The three realistic pathways
Adjacent pivot: moving to a related role that shares 60%+ of required skills (e.g., financial analyst to FP&A analyst). This typically takes 3–6 months and may not require income disruption. Reskilling: learning a new technical domain while leveraging existing soft skills and industry knowledge (e.g., marketing manager to data analyst). This typically takes 6–18 months. Full restart: entering an entirely new field at a junior level (e.g., accountant to software engineer). This typically takes 12–36 months and almost always involves an income reduction.
- Adjacent pivot: 3–6 months, minimal income disruption
- Reskilling in a new technical domain: 6–18 months, moderate income adjustment
- Full restart in an unrelated field: 12–36 months, likely significant income reduction initially
The role of bridge positions
A bridge position lets you accumulate experience in the target field while remaining employed. A lawyer transitioning to product management might become a "Legal Product Manager" at a legaltech company — the bridge title lets you develop PM skills with your legal credential as the qualifying differentiator. This strategy avoids the income gap of going back to school and creates a legitimate first line on the new career section of your resume.

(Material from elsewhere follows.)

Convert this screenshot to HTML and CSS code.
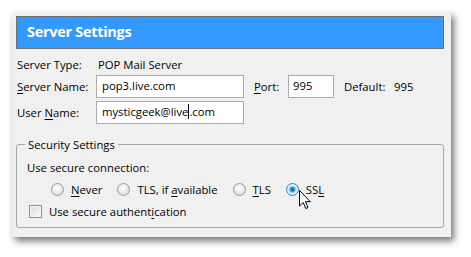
FILE: index.html
```html
<!DOCTYPE html>
<html>
<head>
	<title>Server Settings</title>
	<link rel="stylesheet" href="styles.css">
</head>
<body>
	<div class="dialog">
		<div class="header">Server Settings</div>

		<div class="form">
			<div class="row row-type">
				<span class="label">Server Type:</span>
				<span class="value">POP Mail Server</span>
			</div>
			<div class="row">
				<span class="label"><u>S</u>erver Name:</span>
				<span class="input input-wide">pop3.live.com</span>
				<span class="label-port"><u>P</u>ort:</span>
				<span class="input input-port">995</span>
				<span class="default">Default:</span>
				<span class="default-val">995</span>
			</div>
			<div class="row">
				<span class="label">User <u>N</u>ame:</span>
				<span class="input input-wide">mysticgeek@live<span class="caret"></span>.com</span>
			</div>
		</div>

		<fieldset class="security">
			<legend>Security Settings</legend>
			<div class="sec-line">Use secure connection:</div>
			<div class="radios">
				<span class="radio"><i class="dot"></i><span><u>N</u>ever</span></span>
				<span class="radio"><i class="dot"></i><span>TLS, if <u>a</u>vailable</span></span>
				<span class="radio"><i class="dot"></i><span><u>T</u>LS</span></span>
				<span class="radio"><i class="dot checked"></i><span>SS<u>L</u></span></span>
				<svg class="cursor" width="13" height="20" viewBox="0 0 13 20">
					<path d="M0.5 0.5 L0.5 16 L4.2 12.5 L6.8 18.5 L9 17.6 L6.5 11.7 L11.3 11.7 Z" fill="#fff" stroke="#000" stroke-width="1" stroke-linejoin="miter"/>
				</svg>
			</div>
			<div class="check-line">
				<span class="checkbox"></span><span>Use secure authent<u>i</u>cation</span>
			</div>
		</fieldset>
	</div>
</body>
</html>
```

FILE: styles.css
```css
body{
	margin: 0;
	padding: 12px;
	background: #fff;
	font-family: "Open Sans", "Noto Sans", sans-serif;
	font-size: 11.3px;
	color: #000;
}
u{
	text-decoration: underline;
	text-underline-offset: 2px;
}

.dialog{
	width: 439px;
	height: 225px;
	box-sizing: border-box;
	padding: 4px 0 0 4px;
	background: #f0f0f0;
	box-shadow: 3px 4px 7px rgba(0,0,0,.55);
}

.header{
	width: 428px;
	height: 33px;
	box-sizing: border-box;
	border: 1px solid #707070;
	background: #3399ff;
	color: #fff;
	font-size: 14.5px;
	font-weight: bold;
	letter-spacing: -0.3px;
	line-height: 30px;
	padding-left: 10px;
}

.form{
	padding: 7px 0 0 1px;
}
.row{
	display: flex;
	align-items: center;
	height: 23px;
	margin-bottom: 3px;
}
.row-type{
	height: 16px;
}
.label{
	width: 79px;
}
.value{
	padding-left: 2px;
}
.input{
	height: 23px;
	box-sizing: border-box;
	border: 1px solid #ababab;
	background: #fff;
	line-height: 20px;
	padding-left: 5px;
	position: relative;
}
.input-wide{
	width: 148px;
}
.label-port{
	margin-left: 10px;
	width: 34px;
}
.input-port{
	width: 46px;
	padding-left: 4px;
}
.default{
	margin-left: 10px;
	width: 50px;
}
.caret{
	display: inline-block;
	width: 1px;
	height: 15px;
	background: #000;
	vertical-align: -3px;
}

.security{
	width: 428px;
	height: 91px;
	box-sizing: border-box;
	margin: 13px 0 0 0;
	padding: 0 0 0 10px;
	border: 1px solid #a5a5a5;
	border-radius: 3px;
}
.security legend{
	padding: 0 3px;
	margin-left: -2px;
}
.sec-line{
	margin-top: 8px;
	height: 16px;
	line-height: 16px;
}
.radios{
	display: flex;
	align-items: center;
	height: 22px;
	margin-top: 2px;
	padding-left: 24px;
	position: relative;
}
.radio{
	display: flex;
	align-items: center;
	margin-right: 15px;
}
.dot{
	width: 13px;
	height: 13px;
	box-sizing: border-box;
	border-radius: 50%;
	border: 1px solid #9a9a9a;
	background: radial-gradient(circle at 45% 40%, #fff 0, #f2f2f2 35%, #cfcfcf 100%);
	margin-right: 7px;
}
.dot.checked{
	border-color: #3c7fb1;
	background: radial-gradient(circle, #0a4f98 0, #2b9be8 28%, #7ecbf5 38%, #e6f3fb 55%, #b8d8ee 100%);
}
.cursor{
	position: absolute;
	left: 272px;
	top: 12px;
}
.check-line{
	display: flex;
	align-items: center;
	height: 22px;
	margin-left: 2px;
}
.checkbox{
	width: 13px;
	height: 13px;
	box-sizing: border-box;
	border: 1px solid #8f8f8f;
	background: linear-gradient(135deg, #dcdcdc, #f8f8f8);
	box-shadow: inset 0 0 0 1px #f4f4f4;
	margin-right: 7px;
}
```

What career change actually costs
Budget for: training (bootcamps run $10,000–$20,000; graduate degrees run $30,000–$120,000; self-paced online learning is $500–$5,000), the income gap between leaving your current salary and reaching market rate in the new field (often 12–24 months), and lifestyle costs during job search (healthcare, emergency fund). Career changes without a financial runway frequently collapse back to the original career under financial pressure.